But, I Can't Afford a Burger, Fries And a Drink - Will the Minimum Wage Bankrupt Corporations?
It is said that Henry Ford believed in giving his line workers enough in salaries so that they could afford to buy one of his cars. While there is a great difference between a car and a burger, a recent op-ed in the Wall Street Journal did not accept Ford's basic premise. This was but another article by a wealthy entrepreneur suggesting that an increase in the minimum wage could possibly bankrupt his enterprises, and yes, even Wal-Mart!
Incredible as it might seem, the article compared the corporate profit per employee of a fast food chain with that of all Apple employees. What was not mentioned was that Apple makes such a tremendous profit due to its continued use of cheap Chinese labor. There, workers receive merely dollars per day. No wonder there are safety nets at the foot of their housing complexes to reduce employee suicides. If retaining the profit margin is your priority, the cost of a few safety nets is just another operational cost. Hopefully, the subscribers of the WSJ can see this comparison as absurd, but obviously the editorial staff does not.
The article's op-ed also forgets to mention that one of his specialty burgers costs more than six dollars, and that's without fries and a drink. One of his employees would have to work two hours of their six hour shift just to have lunch at his restaurant. He does believe in basic corporate greed philosophy that "Highly compensated employers" (like himself) contribute more to a company's success than minimum wage employees, who are often "less experienced and entry-level workers". This coming from an individual who sold the rights to his enterprise for nearly $700 million dollars, and currently is the CEO of a corporation with some 3,450 eateries in this country alone. When was the last time he flipped a burger? Perhaps, it is time that he spent a week working undercover in one of his restaurants?

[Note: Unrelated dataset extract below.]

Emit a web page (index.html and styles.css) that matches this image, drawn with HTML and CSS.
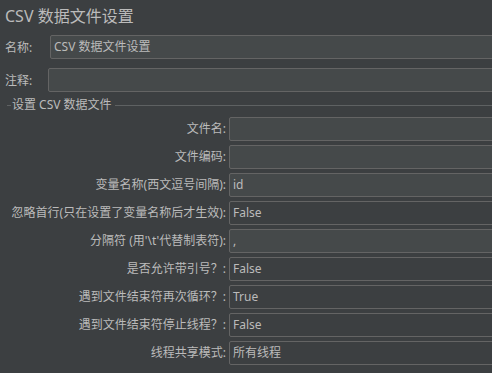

What is so distasteful about his presentation is that it reflects his distain of those who daily make his wealth possible. A business that started as a hot dog stand has become so distanced from the plight of its own employees who cannot even afford the product they produce. There is no doubt that neither he nor the Waltons will find themselves on a food bank line, but can the same be said of his employees? All this seriously reflects on our character as a nation. This is not simply a question of economics, rather it is a growing attitude that this nation, that has given birth to an entrepreneurial spirit, has also created a spirit of demeaning those struggling to simply survive. As the Pharisee in the temple once said, " Thank you God that I am not like the rest of men", certainly not like that unskilled hamburger flipper.
If this is what it means to be successful in the United States? Then, while certain citizens we may be prosperous, we as a nation are a disgrace.